SAN ANTONIO FIGHTING BACK’S MANAGEMENT BOARD OF DIRECTORS

Daily Point of Light # 1603 Mar 27, 2000

The mission of San Antonio Fighting Back’s (SAFB) Management Board of Directors has been to help create a supportive network of volunteers, neighborhoods and service providers working together collaboratively to change the quality of life for children and families through volunteer power.

Individually they had already accomplished much. One played football in two Super Bowls, but is more proud of his work with youth. Another launched the first bilingual support group for HIV-infected women and helps pediatric AIDS patients, while another works with law enforcement agencies to rid neighborhoods of crime and drugs. Together, the 15-member, all-volunteer group, share a vision of a crime and drug-free community and are working towards that end.

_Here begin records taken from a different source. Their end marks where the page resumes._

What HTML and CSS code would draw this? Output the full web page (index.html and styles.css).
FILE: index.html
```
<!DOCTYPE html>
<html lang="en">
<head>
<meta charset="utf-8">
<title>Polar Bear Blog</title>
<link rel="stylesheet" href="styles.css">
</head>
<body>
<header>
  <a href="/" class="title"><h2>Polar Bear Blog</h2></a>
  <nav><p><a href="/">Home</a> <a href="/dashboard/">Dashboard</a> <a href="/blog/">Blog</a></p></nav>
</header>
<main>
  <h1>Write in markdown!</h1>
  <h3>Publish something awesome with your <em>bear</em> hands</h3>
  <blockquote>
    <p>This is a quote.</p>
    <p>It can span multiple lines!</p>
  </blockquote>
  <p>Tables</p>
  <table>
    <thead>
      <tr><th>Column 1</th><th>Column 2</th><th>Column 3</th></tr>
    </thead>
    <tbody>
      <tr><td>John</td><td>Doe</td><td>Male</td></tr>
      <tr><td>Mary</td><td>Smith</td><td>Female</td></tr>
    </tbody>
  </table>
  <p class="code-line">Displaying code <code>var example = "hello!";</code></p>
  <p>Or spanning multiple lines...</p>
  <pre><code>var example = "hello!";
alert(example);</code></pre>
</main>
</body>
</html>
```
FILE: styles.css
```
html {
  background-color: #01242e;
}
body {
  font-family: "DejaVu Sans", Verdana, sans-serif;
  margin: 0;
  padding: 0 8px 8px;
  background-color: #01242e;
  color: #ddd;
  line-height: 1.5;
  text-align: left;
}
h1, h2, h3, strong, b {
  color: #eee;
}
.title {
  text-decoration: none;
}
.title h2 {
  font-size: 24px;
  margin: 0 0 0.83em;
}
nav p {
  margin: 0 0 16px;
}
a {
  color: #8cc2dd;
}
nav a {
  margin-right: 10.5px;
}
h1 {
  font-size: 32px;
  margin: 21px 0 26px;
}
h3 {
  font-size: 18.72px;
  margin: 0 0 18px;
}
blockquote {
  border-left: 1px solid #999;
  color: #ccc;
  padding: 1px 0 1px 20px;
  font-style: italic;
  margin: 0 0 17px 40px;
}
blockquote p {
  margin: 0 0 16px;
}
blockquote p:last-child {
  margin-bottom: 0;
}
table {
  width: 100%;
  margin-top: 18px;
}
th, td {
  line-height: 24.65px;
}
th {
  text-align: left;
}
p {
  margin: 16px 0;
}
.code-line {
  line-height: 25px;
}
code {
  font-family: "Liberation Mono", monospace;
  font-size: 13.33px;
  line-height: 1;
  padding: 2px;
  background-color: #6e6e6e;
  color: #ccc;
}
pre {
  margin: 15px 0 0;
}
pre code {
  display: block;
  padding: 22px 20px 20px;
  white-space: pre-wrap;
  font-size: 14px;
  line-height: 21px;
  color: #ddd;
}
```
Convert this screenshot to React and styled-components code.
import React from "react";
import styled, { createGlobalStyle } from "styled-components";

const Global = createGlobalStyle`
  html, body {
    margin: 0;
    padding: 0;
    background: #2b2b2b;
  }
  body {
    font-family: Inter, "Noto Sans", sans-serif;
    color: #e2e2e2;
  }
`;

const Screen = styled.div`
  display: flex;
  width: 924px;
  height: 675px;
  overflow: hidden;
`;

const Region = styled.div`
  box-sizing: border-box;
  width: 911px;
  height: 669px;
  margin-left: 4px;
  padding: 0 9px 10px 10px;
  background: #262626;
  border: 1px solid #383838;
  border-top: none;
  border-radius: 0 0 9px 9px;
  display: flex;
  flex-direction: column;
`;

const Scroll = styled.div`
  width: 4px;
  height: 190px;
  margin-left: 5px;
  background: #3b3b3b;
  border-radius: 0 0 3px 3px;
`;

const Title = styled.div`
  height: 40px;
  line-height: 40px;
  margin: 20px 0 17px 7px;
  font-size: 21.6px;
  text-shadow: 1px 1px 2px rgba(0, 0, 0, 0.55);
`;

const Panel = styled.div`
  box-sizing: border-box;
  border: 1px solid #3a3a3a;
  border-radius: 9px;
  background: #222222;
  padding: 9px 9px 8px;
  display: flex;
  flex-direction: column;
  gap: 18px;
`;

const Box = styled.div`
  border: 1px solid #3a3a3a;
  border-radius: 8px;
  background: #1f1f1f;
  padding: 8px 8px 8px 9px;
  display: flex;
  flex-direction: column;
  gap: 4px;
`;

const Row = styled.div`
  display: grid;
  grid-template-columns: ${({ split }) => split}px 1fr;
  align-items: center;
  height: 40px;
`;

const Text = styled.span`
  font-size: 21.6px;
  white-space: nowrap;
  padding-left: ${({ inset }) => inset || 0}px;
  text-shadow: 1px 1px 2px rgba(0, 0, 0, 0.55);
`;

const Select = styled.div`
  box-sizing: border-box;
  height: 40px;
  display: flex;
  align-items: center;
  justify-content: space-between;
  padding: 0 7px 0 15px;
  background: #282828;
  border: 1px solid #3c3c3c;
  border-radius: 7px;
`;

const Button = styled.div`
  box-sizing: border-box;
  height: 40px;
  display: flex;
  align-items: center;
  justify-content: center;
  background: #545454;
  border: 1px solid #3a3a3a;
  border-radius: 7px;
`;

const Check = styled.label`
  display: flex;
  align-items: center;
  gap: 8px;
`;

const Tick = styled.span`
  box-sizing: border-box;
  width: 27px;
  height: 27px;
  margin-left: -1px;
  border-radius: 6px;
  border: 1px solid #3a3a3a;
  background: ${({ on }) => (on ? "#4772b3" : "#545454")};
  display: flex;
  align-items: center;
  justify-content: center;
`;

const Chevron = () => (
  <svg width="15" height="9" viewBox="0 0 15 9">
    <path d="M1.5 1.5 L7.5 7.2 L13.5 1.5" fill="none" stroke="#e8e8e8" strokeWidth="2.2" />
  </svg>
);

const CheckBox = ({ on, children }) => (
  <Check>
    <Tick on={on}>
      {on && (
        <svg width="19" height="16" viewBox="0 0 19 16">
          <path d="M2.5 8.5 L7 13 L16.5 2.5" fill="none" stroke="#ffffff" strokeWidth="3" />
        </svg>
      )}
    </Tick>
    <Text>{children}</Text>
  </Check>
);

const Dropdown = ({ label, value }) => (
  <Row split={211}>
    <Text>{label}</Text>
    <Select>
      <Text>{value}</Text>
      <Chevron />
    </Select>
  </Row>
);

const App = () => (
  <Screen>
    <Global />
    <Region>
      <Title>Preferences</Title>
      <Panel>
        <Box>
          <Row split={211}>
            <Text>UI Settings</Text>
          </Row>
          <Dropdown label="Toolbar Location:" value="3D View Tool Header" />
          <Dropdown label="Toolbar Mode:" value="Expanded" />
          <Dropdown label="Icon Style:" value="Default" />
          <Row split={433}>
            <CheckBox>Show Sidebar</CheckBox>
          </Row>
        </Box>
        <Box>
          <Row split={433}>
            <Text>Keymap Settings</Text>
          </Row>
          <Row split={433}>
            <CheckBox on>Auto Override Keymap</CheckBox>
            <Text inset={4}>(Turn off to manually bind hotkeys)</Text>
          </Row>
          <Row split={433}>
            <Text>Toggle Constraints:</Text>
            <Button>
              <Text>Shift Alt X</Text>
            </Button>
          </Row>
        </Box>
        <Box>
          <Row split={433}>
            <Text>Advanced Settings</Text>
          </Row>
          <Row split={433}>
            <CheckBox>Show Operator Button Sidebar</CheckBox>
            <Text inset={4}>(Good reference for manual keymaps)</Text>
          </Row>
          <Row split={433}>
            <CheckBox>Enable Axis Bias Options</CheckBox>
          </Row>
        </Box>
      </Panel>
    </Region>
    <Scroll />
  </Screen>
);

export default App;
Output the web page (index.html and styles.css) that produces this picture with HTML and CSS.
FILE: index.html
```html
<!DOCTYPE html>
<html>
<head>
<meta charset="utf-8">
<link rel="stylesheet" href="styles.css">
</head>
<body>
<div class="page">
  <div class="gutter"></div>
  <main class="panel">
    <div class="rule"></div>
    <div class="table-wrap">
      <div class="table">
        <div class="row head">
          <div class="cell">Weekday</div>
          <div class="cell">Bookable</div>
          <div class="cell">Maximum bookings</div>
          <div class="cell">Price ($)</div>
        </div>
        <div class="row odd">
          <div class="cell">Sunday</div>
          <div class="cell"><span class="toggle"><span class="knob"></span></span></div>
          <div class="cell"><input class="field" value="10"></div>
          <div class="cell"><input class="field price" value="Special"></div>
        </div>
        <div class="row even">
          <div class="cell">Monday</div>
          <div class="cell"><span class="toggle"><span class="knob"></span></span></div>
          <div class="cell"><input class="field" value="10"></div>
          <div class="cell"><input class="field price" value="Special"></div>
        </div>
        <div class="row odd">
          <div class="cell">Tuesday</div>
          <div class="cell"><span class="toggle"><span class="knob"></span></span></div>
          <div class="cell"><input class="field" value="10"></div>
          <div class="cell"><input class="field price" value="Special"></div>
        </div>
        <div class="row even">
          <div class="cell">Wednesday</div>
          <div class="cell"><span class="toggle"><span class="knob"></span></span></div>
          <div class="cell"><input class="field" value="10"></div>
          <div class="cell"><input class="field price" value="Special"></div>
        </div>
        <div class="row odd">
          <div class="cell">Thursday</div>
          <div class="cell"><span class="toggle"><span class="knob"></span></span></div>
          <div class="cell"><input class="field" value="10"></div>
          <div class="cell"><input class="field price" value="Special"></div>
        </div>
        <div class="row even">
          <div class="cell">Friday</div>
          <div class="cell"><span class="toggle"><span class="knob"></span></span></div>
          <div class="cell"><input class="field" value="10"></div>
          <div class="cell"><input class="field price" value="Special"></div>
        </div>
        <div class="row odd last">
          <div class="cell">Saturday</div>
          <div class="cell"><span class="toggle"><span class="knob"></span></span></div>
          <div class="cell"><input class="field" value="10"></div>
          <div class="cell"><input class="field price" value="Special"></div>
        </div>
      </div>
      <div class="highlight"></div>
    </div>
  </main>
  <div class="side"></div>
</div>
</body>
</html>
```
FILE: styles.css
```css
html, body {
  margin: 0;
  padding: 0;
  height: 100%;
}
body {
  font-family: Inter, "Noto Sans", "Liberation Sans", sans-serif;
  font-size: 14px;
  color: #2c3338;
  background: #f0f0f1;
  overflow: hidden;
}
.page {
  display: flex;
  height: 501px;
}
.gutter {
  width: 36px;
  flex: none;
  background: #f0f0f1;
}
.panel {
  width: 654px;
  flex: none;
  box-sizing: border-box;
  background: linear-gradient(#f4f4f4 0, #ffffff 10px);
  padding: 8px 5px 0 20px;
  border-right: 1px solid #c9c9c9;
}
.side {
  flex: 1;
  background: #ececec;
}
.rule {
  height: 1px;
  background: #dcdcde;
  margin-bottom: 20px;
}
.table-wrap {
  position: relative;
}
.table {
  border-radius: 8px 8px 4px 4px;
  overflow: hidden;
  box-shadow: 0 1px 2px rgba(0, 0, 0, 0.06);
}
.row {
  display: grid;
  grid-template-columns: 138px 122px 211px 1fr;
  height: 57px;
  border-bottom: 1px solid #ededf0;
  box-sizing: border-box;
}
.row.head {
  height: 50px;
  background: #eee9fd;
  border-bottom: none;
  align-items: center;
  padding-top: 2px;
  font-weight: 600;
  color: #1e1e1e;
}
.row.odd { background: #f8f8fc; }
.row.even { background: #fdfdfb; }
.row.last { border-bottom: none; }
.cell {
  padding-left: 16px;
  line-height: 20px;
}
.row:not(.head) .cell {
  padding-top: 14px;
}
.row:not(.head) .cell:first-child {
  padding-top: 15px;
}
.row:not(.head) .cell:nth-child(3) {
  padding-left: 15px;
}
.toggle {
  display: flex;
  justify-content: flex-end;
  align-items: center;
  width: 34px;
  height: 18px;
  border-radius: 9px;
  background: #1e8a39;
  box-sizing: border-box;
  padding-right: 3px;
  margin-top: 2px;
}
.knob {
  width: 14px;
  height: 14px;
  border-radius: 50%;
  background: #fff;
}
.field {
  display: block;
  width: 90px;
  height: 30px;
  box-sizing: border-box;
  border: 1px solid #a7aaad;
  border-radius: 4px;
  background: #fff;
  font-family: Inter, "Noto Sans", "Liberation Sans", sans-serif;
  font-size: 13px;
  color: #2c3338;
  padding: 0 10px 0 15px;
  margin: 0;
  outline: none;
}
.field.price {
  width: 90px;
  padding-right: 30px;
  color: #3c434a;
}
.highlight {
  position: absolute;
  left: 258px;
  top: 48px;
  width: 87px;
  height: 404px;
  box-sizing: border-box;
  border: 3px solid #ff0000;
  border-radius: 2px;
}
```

Throughout its five-year history, this nonprofit comprehensive substance abuse, crime and violence prevition, and community improvement and development program of the United Way of San Antonio and Bexar County has enjoyed much success. In the past year alone, they have helped lead the effort in the creation of a Management Information System (MIS) provider-linked system. Unprecedented in Bexar County, this system connects substance abuse prevention, intervention and treatment providers and allows them to share information and eliminate the duplication of services.

They have also led the way for programs that helped create a significant drop in drug-related crime with the SAFB target area. Through the successful efforts of neighborhood mobilization endeavors and substance abuse prevention and intervention program, crime in the target area has dropped a reported 10.3 percent.

Together, they have formed the necessary collaborations needed to maintain the viability of the agency. Collaborations have been created with state and federal agencies, private sector businesses, and community groups. They have hashed out long-term goals and strategic plans to maintain the vision and promise they made when they came together for the first time — the promise of increasing the capacity of communities to solve their own problems and become self-sufficient.

The greatest accomplishment of SAFB’s Management Board of Directors has been to help create a supportive network of volunteers, neighborhoods, and service providers. Since its inception in 1992, SAFB has generated nationally recognized program and more than 1,384 public events. More than 1.6 million individuals have volunteered in one or more of SAFB’s programs in the past five years.